Reid has a very impressive amateur pedigree and is probably the best on this list as a senior. He originally begun boxing as his Dad decided they needed to box as they were soft. He was schooled at Repton Boxing Club before joining West Ham Boys Club, both of which are clubs with glittering reputations. It also gave him experience in two styles. Repton is the classical, classy amateur style while West Ham have a more grueling style of wearing down opponents. He was also an Elite ABA Champion at Bantamweight. Lucien boxed for England a few times but with Qais Ashfaq blocking his path, he chose to turn professional. The Hackney boxer has had a strong start to his career.
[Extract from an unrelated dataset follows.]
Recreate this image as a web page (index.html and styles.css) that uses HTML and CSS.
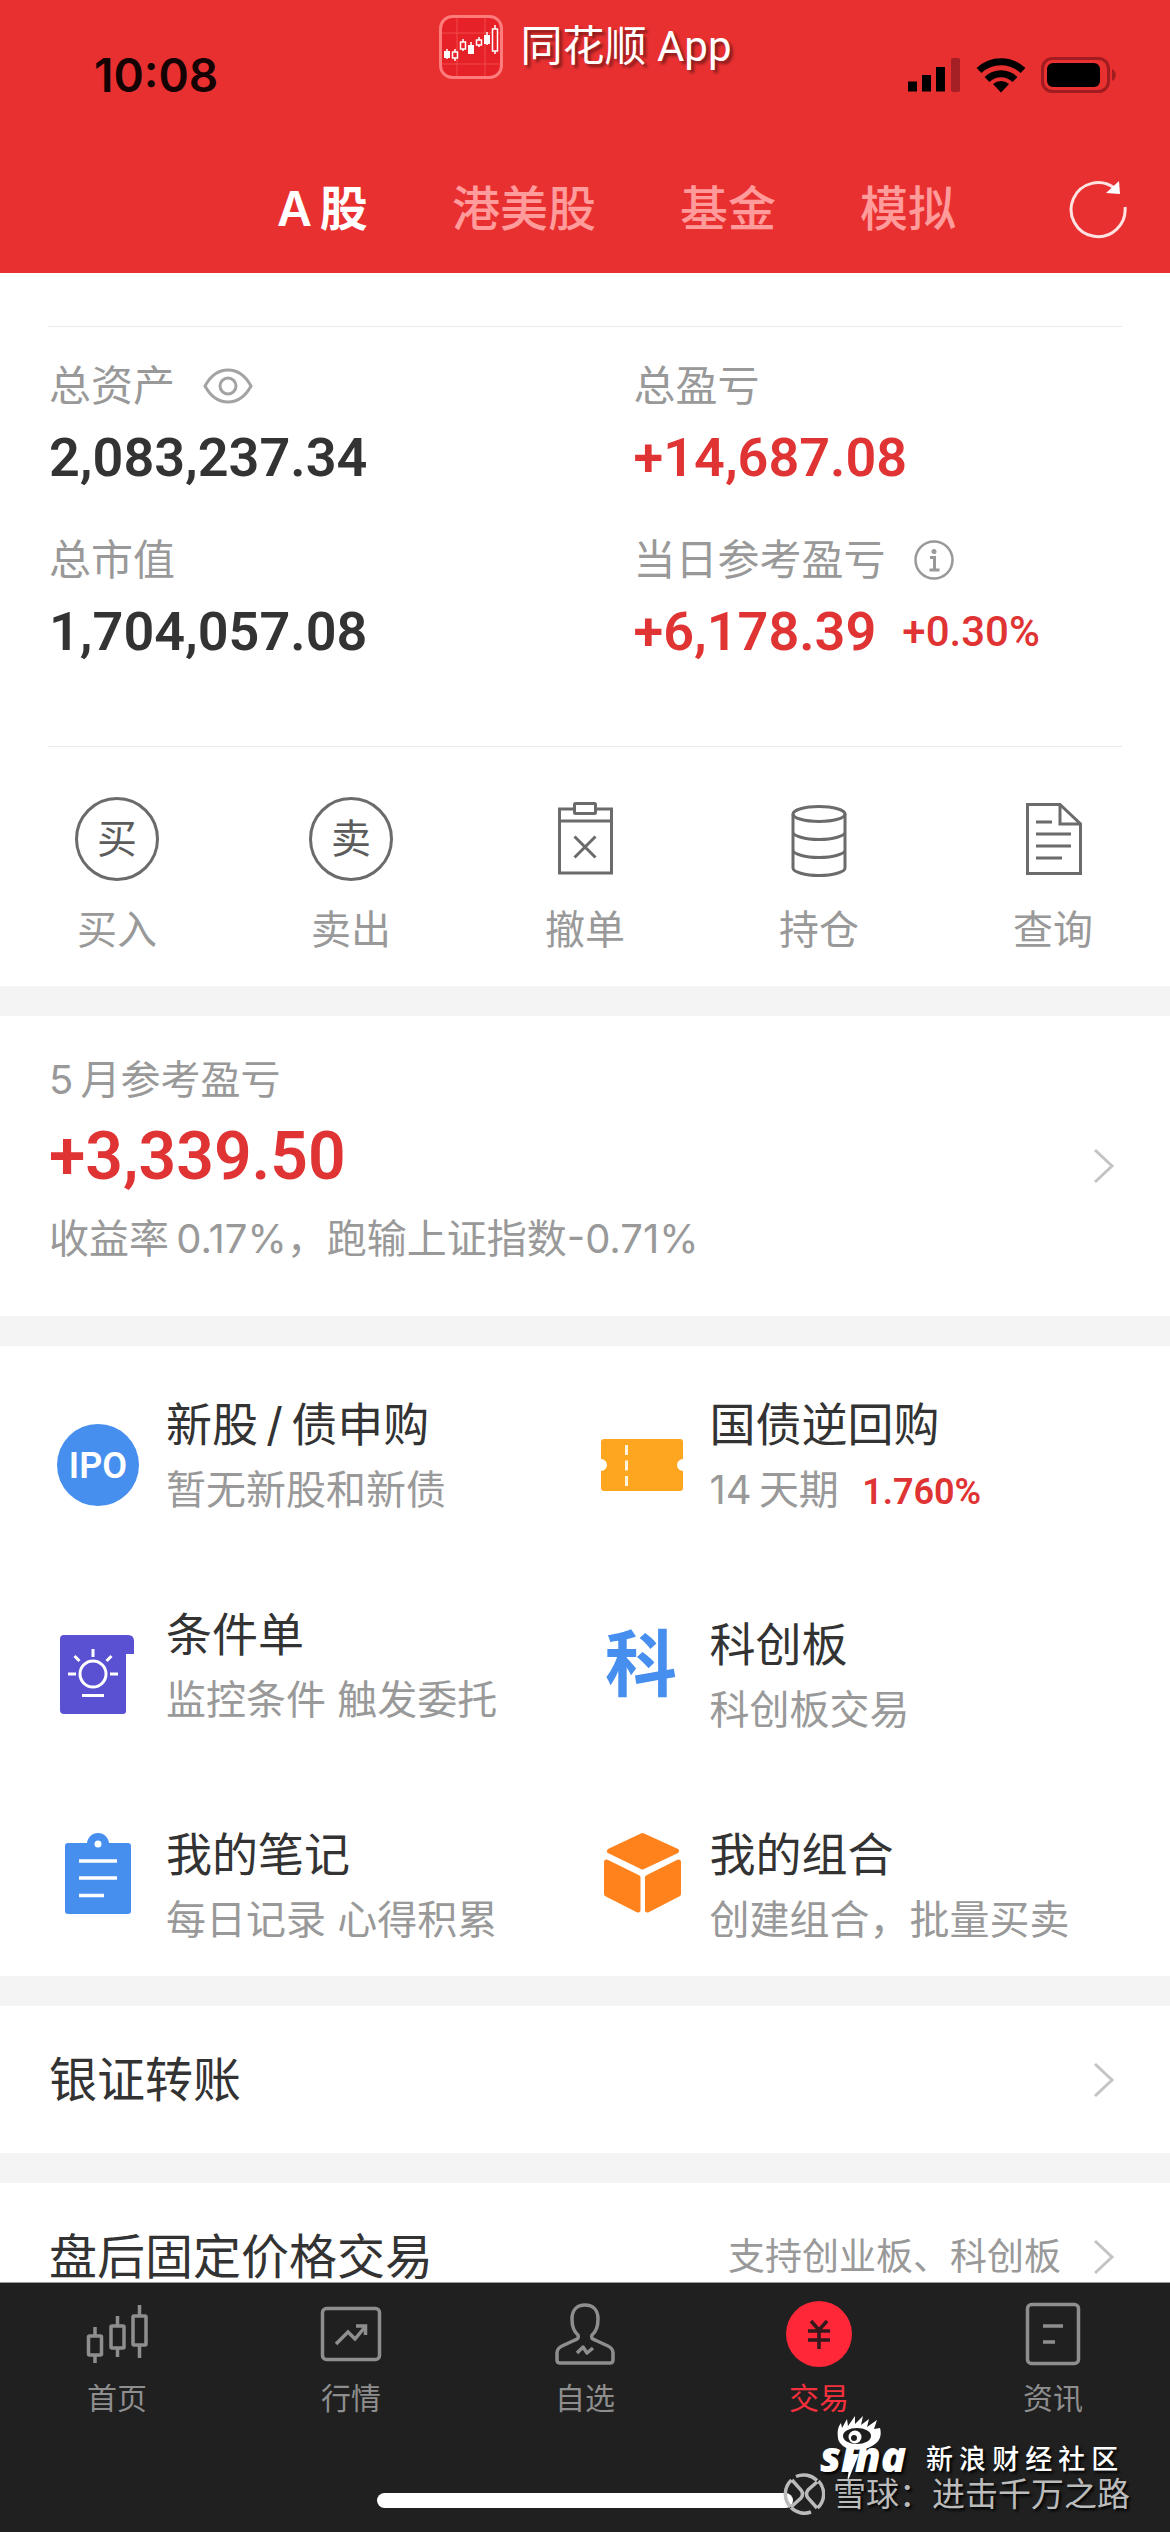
FILE: index.html
```html
<!DOCTYPE html>
<html lang="zh-CN">
<head>
<meta charset="utf-8">
<meta name="viewport" content="width=device-width, initial-scale=1">
<title>交易 - 同花顺</title>
<link rel="stylesheet" href="styles.css">
</head>
<body>
<div class="app">
  <header class="header">
    <div class="status">
      <time class="clock">10:08</time>
      <div class="brand">
        <svg class="brand-logo" viewBox="0 0 64 64" aria-hidden="true">
          <rect x="1.5" y="1.5" width="61" height="61" rx="12" fill="#e62127" stroke="#ff7c7c" stroke-width="3"/>
          <path d="M18 3v58M46 3v58M3 18h58M3 49h58" stroke="#f04a4a" stroke-width="1"/>
          <path d="M8 34v10M16 34v12M24 24v12M32 27v12M40 22v10M48 17v13M56 10v29" stroke="#fff" stroke-width="1.500"/>
          <path d="M5 36h6v7H5zM29 30h6v9h-6zM45 20h6v9h-6z" fill="#fff"/>
          <path d="M13.500 37h5v6h-5zM21.500 27h5v7h-5zM37.500 25h5v5h-5zM53.500 14h5v22h-5z" fill="#e62127" stroke="#fff" stroke-width="1.500"/>
        </svg>
        <span>同花顺 App</span>
      </div>
      <svg class="signals" viewBox="0 0 210 38" aria-hidden="true">
        <path d="M2 35.500V25.500M16 35.500V19M30 35.500V11" transform="translate(2.500 0)" stroke="#000" stroke-width="9" stroke-linecap="butt"/>
        <rect x="43" y="2" width="9" height="34" rx="2" fill="#a52024"/>
        <g fill="none" stroke="#000" stroke-width="7">
          <path d="M71 14.500a32 32 0 0 1 44 0"/>
          <path d="M79 23.500a20 20 0 0 1 28 0"/>
        </g>
        <path d="M93 36.500l-8-8.500a12 12 0 0 1 16 0z" fill="#000"/>
        <rect x="134.500" y="2.500" width="66" height="33" rx="10" fill="none" stroke="#a01c20" stroke-width="3"/>
        <rect x="139" y="7" width="53" height="24" rx="6" fill="#000"/>
        <path d="M204 13c5 2 5 10 0 12z" fill="#a01c20"/>
      </svg>
    </div>
    <nav class="tabs" aria-label="市场">
      <a class="tab tab-on" href="#a">A&thinsp;股</a>
      <a class="tab" href="#hk">港美股</a>
      <a class="tab" href="#fund">基金</a>
      <a class="tab" href="#sim">模拟</a>
      <button class="refresh" type="button" aria-label="刷新">
        <svg viewBox="0 0 60 62" aria-hidden="true">
          <path d="M57 29A27 27 0 1 1 47 10.500" fill="none" stroke="#ffe3e3" stroke-width="3"/>
          <path d="M51 3l1 13-14-1z" fill="#fff"/>
        </svg>
      </button>
    </nav>
  </header>

  <main class="content">
    <section class="assets">
      <dl class="figures">
        <div class="figure">
          <dt>总资产
            <svg class="eye" viewBox="0 0 50 40" aria-hidden="true"><g fill="none" stroke="#a3a3a3" stroke-width="3"><path d="M2 20C8 9 16 4 25 4s17 5 23 16c-6 11-14 16-23 16S8 31 2 20z"/><circle cx="25" cy="20" r="8"/></g></svg>
          </dt>
          <dd>2,083,237.34</dd>
        </div>
        <div class="figure">
          <dt>总盈亏</dt>
          <dd class="up">+14,687.08</dd>
        </div>
        <div class="figure">
          <dt>总市值</dt>
          <dd>1,704,057.08</dd>
        </div>
        <div class="figure">
          <dt>当日参考盈亏
            <svg class="info" viewBox="0 0 40 40" aria-hidden="true"><circle cx="20" cy="20" r="18.500" fill="none" stroke="#999" stroke-width="2.500"/><circle cx="20" cy="11.500" r="2.500" fill="#999"/><path d="M16 17.500h4.500V30M15.500 30h10" fill="none" stroke="#999" stroke-width="3"/></svg>
          </dt>
          <dd class="up">+6,178.39 <small>+0.30%</small></dd>
        </div>
      </dl>
    </section>

    <nav class="actions" aria-label="交易操作">
      <a href="#buy"><span class="coin">买</span>买入</a>
      <a href="#sell"><span class="coin">卖</span>卖出</a>
      <a href="#cancel">
        <svg viewBox="0 0 84 84" aria-hidden="true"><g fill="none" stroke="#6b6b6b" stroke-width="3"><path d="M31 12H16.500v64h52V12H54"/><rect x="31.500" y="6.500" width="21" height="10" rx="1"/><path d="M16 24h53M31.500 39.500l21 21M52.500 39.500l-21 21"/></g></svg>撤单</a>
      <a href="#hold">
        <svg viewBox="0 0 84 84" aria-hidden="true"><g fill="none" stroke="#6b6b6b" stroke-width="3"><ellipse cx="42" cy="17" rx="26" ry="7.500"/><path d="M16 17v54c0 4 12 7.500 26 7.500S68 75 68 71V17M16 35c0 4 12 7.500 26 7.500S68 39 68 35M16 53c0 4 12 7.500 26 7.500S68 57 68 53"/></g></svg>持仓</a>
      <a href="#query">
        <svg viewBox="0 0 84 84" aria-hidden="true"><g fill="none" stroke="#6b6b6b" stroke-width="3"><path d="M49 7.500H16.500v69h53V27zM49 7.500V27h20.500"/><path d="M25 25h16M25 37h35M25 49h35M25 61h26"/></g></svg>查询</a>
    </nav>

    <a class="month" href="#month">
      <span class="month-text">
        <span class="month-label">5&thinsp;月参考盈亏</span>
        <strong class="month-value">+3,339.50</strong>
        <span class="month-note">收益率&thinsp;0.17%，跑输上证指数-0.71%</span>
      </span>
      <svg class="chevron" viewBox="0 0 22 36" aria-hidden="true"><path d="M2 2l17 16L2 34" fill="none" stroke="#c4c4c4" stroke-width="3"/></svg>
    </a>

    <section class="features">
      <a class="feature" href="#ipo">
        <svg viewBox="0 0 96 126" aria-hidden="true"><circle cx="49" cy="71" r="41" fill="#468fee"/><text class="ipo" x="49" y="84" text-anchor="middle">IPO</text></svg>
        <span><b>新股&thinsp;/&thinsp;债申购</b><i>暂无新股和新债</i></span>
      </a>
      <a class="feature" href="#repo">
        <svg viewBox="0 0 96 126" aria-hidden="true"><path d="M11 45h76q3 0 3 3v17a6 6 0 0 0 0 12v17q0 3-3 3H11q-3 0-3-3V77a6 6 0 0 0 0-12V48q0-3 3-3z" fill="#ffa621"/><path d="M33.500 51v10M33.500 66.500v10M33.500 82v10" stroke="#fff3dc" stroke-width="3"/></svg>
        <span><b>国债逆回购</b><i>14&thinsp;天期 <em>1.760%</em></i></span>
      </a>
      <a class="feature" href="#cond">
        <svg viewBox="0 0 96 126" aria-hidden="true"><path d="M15 31h64q6 0 6 6v13h-8v57q0 3-3 3H15q-4 0-4-4V35q0-4 4-4z" fill="#5951d2"/><g fill="none" stroke="#fff" stroke-width="3"><circle cx="44" cy="70" r="13"/><path d="M19 70h8M61 70h8M44 45v8M25.500 52l5 5M62.500 52l-5 5M33 91.500h22"/></g></svg>
        <span><b>条件单</b><i>监控条件 触发委托</i></span>
      </a>
      <a class="feature feature-low" href="#star">
        <svg viewBox="0 0 96 126" aria-hidden="true"><text class="star" x="48" y="76" text-anchor="middle">科</text></svg>
        <span><b>科创板</b><i>科创板交易</i></span>
      </a>
      <a class="feature" href="#notes">
        <svg viewBox="0 0 96 126" aria-hidden="true"><circle cx="49" cy="20" r="11" fill="#468fee"/><rect x="16" y="19" width="66" height="71" rx="3" fill="#468fee"/><circle cx="49" cy="20" r="3.500" fill="#fff"/><path d="M30 37h38M30 54h38M30 71.500h25" stroke="#fff" stroke-width="3.500"/></svg>
        <span><b>我的笔记</b><i>每日记录 心得积累</i></span>
      </a>
      <a class="feature" href="#combo">
        <svg viewBox="0 0 96 126" aria-hidden="true"><g fill="#ff821c" stroke="#ff821c" stroke-width="5" stroke-linejoin="round"><path d="M49.500 11.500L83.500 27 49.500 43 16.500 27z"/><path d="M13.500 38L45 53.500V86L13.500 70z"/><path d="M85.500 38L54.500 53.500V86l31-16z"/></g></svg>
        <span><b>我的组合</b><i>创建组合，批量买卖</i></span>
      </a>
    </section>

    <a class="row" href="#transfer">
      <span class="row-title">银证转账</span>
      <svg class="chevron" viewBox="0 0 22 36" aria-hidden="true"><path d="M2 2l17 16L2 34" fill="none" stroke="#c4c4c4" stroke-width="3"/></svg>
    </a>
    <a class="row" href="#after">
      <span class="row-title">盘后固定价格交易</span>
      <span class="row-note">支持创业板、科创板</span>
      <svg class="chevron" viewBox="0 0 22 36" aria-hidden="true"><path d="M2 2l17 16L2 34" fill="none" stroke="#c4c4c4" stroke-width="3"/></svg>
    </a>
  </main>

  <footer class="dock">
    <nav class="dock-items" aria-label="主导航">
      <a href="#home"><svg viewBox="0 0 68 68" aria-hidden="true"><g fill="none" stroke="#8e8e8e" stroke-width="3.500"><rect x="5.500" y="36" width="13" height="19" rx="1"/><rect x="28" y="26" width="13" height="22" rx="1"/><rect x="50" y="16" width="13" height="29" rx="1"/><path d="M12 27v9M12 55v8M34.500 16v10M34.500 48v9M56.500 5v11M56.500 45v13"/></g></svg>首页</a>
      <a href="#quotes"><svg viewBox="0 0 68 68" aria-hidden="true"><g fill="none" stroke="#8e8e8e" stroke-width="3.500"><rect x="5.500" y="8.500" width="57" height="51" rx="4"/><path d="M19 44l12-12 7 7 10-12M39 26h9.500v9"/></g></svg>行情</a>
      <a href="#watch"><svg viewBox="0 0 68 68" aria-hidden="true"><g fill="none" stroke="#8e8e8e" stroke-width="3.500" stroke-linejoin="round"><path d="M27 35c-5-4-6-9-6-16 0-9 5-14 13-14s13 5 13 14c0 7-1 12-6 16-1 3 0 4 3 5l13 6c4 2 5 4 5 7v7q0 3-3 3H9q-3 0-3-3v-7c0-3 1-5 5-7l13-6c3-1 4-2 3-5z"/><path d="M26 53l6-6 4 6 6-5"/></g></svg>自选</a>
      <a class="dock-on" href="#trade"><svg viewBox="0 0 68 68" aria-hidden="true"><circle cx="34" cy="34" r="33" fill="#ff2738"/><path d="M26 21l8 9 8-9M34 29v20M23 31h22M23 40h22" fill="none" stroke="#33191c" stroke-width="3.500"/></svg>交易</a>
      <a href="#news"><svg viewBox="0 0 68 68" aria-hidden="true"><g fill="none" stroke="#8e8e8e" stroke-width="3.500"><rect x="8.500" y="4.500" width="51" height="59" rx="4"/><path d="M24 26h20M24 42h12"/></g></svg>资讯</a>
    </nav>
    <div class="home-bar"></div>
    <div class="marks">
      <div class="mark-sina">
        <svg viewBox="0 0 96 68" aria-hidden="true">
          <text class="sina" x="0" y="56">sina</text>
          <path d="M31 38h8L27 67z" fill="#fff"/>
          <path d="M18 22c-1-7 0-11 3-15l1 5 5-9 1 7 7-10 0 8 8-8-2 9 8-6-2 8 10-7-3 9 6-1c2 7 0 14-8 18-9 5-22 5-29 0-3-3-5-5-5-8z" fill="#fff"/>
          <ellipse cx="37" cy="20" rx="14" ry="8" fill="#1d1d1d"/>
          <circle cx="35" cy="21" r="6.500" fill="#fff"/><circle cx="34" cy="22" r="3" fill="#1d1d1d"/>
        </svg>
        <span>新 浪 财 经 社 区</span>
      </div>
      <div class="mark-xueqiu">
        <svg viewBox="0 0 42 42" aria-hidden="true"><g fill="none" stroke="#bbb" stroke-width="3.500"><path d="M13 3.500a19 19 0 0 1 21 4M8 34.500a19 19 0 0 0 20 4.500M8.500 7a19 19 0 0 0-1 27M35.500 8a19 19 0 0 1-1 27M9 7l9 10q3 4 0 8l-10 9M34 9l-9 8q-3 4 0 8l9 10"/></g></svg>
        <span>雪球：进击千万之路</span>
      </div>
    </div>
  </footer>
</div>
</body>
</html>
```

FILE: styles.css
```css
* { box-sizing: border-box; }

body {
  margin: 0;
  background: #fff;
  color: #333;
  font-family: Inter, "Noto Sans CJK SC", sans-serif;
}

a { color: inherit; text-decoration: none; }
svg { display: block; flex: none; }

.app {
  display: flex;
  flex-direction: column;
  height: 100vh;
}

/* Header */
.header {
  flex: none;
  background: #e83031;
}
.status {
  display: grid;
  grid-template-columns: 1fr auto 1fr;
  padding-top: 15px;
  height: 149px;
}
.clock {
  margin: 30px 0 0 94px;
  font-size: 46px;
  font-weight: 600;
  line-height: 60px;
  color: #150303;
}
.brand {
  display: flex;
  gap: 18px;
  align-items: center;
  height: 64px;
  font-family: Roboto, "Noto Sans CJK SC", sans-serif;
  font-size: 42px;
  line-height: 60px;
  color: #fff;
  text-shadow: 3px 3px 3px #00000070;
}
.brand-logo { width: 64px; height: 64px; }
.signals {
  width: 210px;
  height: 38px;
  margin: 41px 52px 0 0;
  justify-self: end;
}
.tabs {
  display: flex;
  gap: 84px;
  align-items: center;
  height: 124px;
  padding: 0 42px 4px 277px;
  font-size: 48px;
  line-height: 60px;
}
.tab { color: #ff9b9b; font-weight: 500; white-space: nowrap; }
.tab-on { color: #fff; font-weight: 600; }
.refresh {
  margin-left: auto;
  padding: 0;
  border: 0;
  background: none;
}
.refresh svg { width: 60px; height: 62px; }

/* Scrolling content */
.content {
  flex: 1;
  min-height: 0;
  overflow: hidden auto;
  scrollbar-width: none;
  padding-top: 53px;
}
.assets {
  margin: 0 48px;
  border: solid #eaeaea;
  border-width: 1px 0;
}
.figures {
  display: grid;
  grid-template-columns: 1fr 1fr;
  row-gap: 36px;
  column-gap: 96px;
  margin: 0;
  padding: 29px 0 78px 1px;
}
.figure { white-space: nowrap; }
.figure dt {
  display: flex;
  gap: 28px;
  align-items: center;
  font-size: 42px;
  line-height: 60px;
  color: #999;
}
.figure dd {
  display: flex;
  gap: 26px;
  align-items: center;
  margin: 6px 0 0;
  font-family: Roboto, sans-serif;
  font-size: 54px;
  font-weight: 600;
  line-height: 72px;
}
.eye { width: 50px; height: 40px; }
.info { width: 40px; height: 40px; }
.figure small { font-size: 42px; font-weight: 500; }
.figure .up, .month-value, .feature em { color: #e03333; }

.actions {
  display: grid;
  grid-template-columns: repeat(5, 1fr);
  padding: 50px 0 26px;
  font-size: 40px;
  line-height: 60px;
  color: #999;
}
.actions a {
  display: flex;
  flex-direction: column;
  gap: 19px;
  align-items: center;
}
.actions svg, .coin { width: 84px; height: 84px; }
.coin {
  border: 3px solid #6b6b6b;
  border-radius: 50%;
  line-height: 78px;
  text-align: center;
  color: #5c5c5c;
}

.month, .features, .row { border-top: 30px solid #f4f4f4; }

.month {
  display: flex;
  justify-content: space-between;
  align-items: center;
  padding: 0 55px 0 49px;
  font-size: 40px;
  line-height: 60px;
  color: #999;
}
.month-text {
  display: flex;
  flex-direction: column;
  padding: 34px 0 47px;
}
.month-value {
  margin: 7px 0 12px;
  font-family: Roboto, sans-serif;
  font-size: 66px;
  font-weight: 600;
  line-height: 80px;
}
.chevron { width: 22px; height: 36px; }

.features {
  display: grid;
  grid-template-columns: 1fr 1fr;
  grid-template-rows: 126px 136px 126px;
  row-gap: 84px;
  align-items: start;
  padding: 48px 34px 26px 49px;
}
.feature { display: flex; gap: 21px; white-space: nowrap; }
.feature-low { align-self: end; }
.feature svg { width: 96px; height: 126px; }
.feature b {
  display: block;
  margin-bottom: 6px;
  font-size: 46px;
  font-weight: 400;
  line-height: 60px;
}
.feature i {
  display: block;
  font-size: 40px;
  font-style: normal;
  line-height: 60px;
  color: #999;
}
.feature em {
  margin-left: 12px;
  font-family: Roboto, sans-serif;
  font-size: 36px;
  font-style: normal;
  font-weight: 600;
}
.ipo { fill: #fff; font-family: Roboto, sans-serif; font-size: 36px; font-weight: 600; }
.star { fill: #468fee; font-size: 72px; font-weight: 700; }

.row {
  display: flex;
  align-items: center;
  height: 177px;
  padding: 0 55px 0 49px;
}
.row-title { flex: 1; font-size: 48px; line-height: 60px; }
.row-note { margin-right: 32px; font-size: 37px; line-height: 60px; color: #999; }

/* Bottom bar */
.dock {
  position: relative;
  flex: none;
  height: 250px;
  border-top: 1px solid #9a9a9a;
  background: #202020;
}
.dock-items {
  display: grid;
  grid-template-columns: repeat(5, 1fr);
  padding-top: 17px;
  font-size: 30px;
  line-height: 40px;
  color: #8e8e8e;
}
.dock-items a {
  display: flex;
  flex-direction: column;
  gap: 10px;
  align-items: center;
}
.dock-items svg { width: 68px; height: 68px; }
.dock-items .dock-on { color: #f5303d; }
.home-bar {
  position: absolute;
  bottom: 24px;
  left: 50%;
  width: 416px;
  height: 15px;
  margin-left: -208px;
  border-radius: 8px;
  background: #fff;
}
.marks {
  position: absolute;
  right: 40px;
  bottom: 16px;
  white-space: nowrap;
  text-shadow: 2px 2px 3px #000;
}
.mark-sina, .mark-xueqiu { display: flex; align-items: center; }
.mark-sina {
  gap: 10px;
  margin-left: 37px;
  font-family: "Noto Sans CJK SC", sans-serif;
  font-size: 27px;
  font-weight: 500;
  line-height: 40px;
  color: #fff;
}
.mark-sina svg { width: 96px; height: 68px; }
.mark-sina span { margin-top: 16px; }
.mark-xueqiu {
  gap: 8px;
  margin-top: -12px;
  font-size: 33px;
  line-height: 44px;
  color: #bbb;
}
.mark-xueqiu svg { width: 42px; height: 42px; }
.sina { fill: #fff; font-family: "Open Sans", sans-serif; font-size: 42px; font-weight: 800; font-style: italic; }
```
Reid is a boxer-fighter capable of doing it all. He has great movement, both head and foot. In some ways you can see Yafai and Floyd Mayweather in him but then he switches it on with aggressive attacks. He mixes up punches brilliantly. His next fight will be an eliminator for the English Title against Josh Kennedy.  If he can overcome him it will be unbeaten Sean Davis. From here it is a strong British division. The Ward brothers, Jazza Dickens, Kid Galahad, Gavin McDonnell and Scott Quigg. All are potential future bouts for Lucien Reid but it is far too early to predict those. He does have the potential to be a world champion though.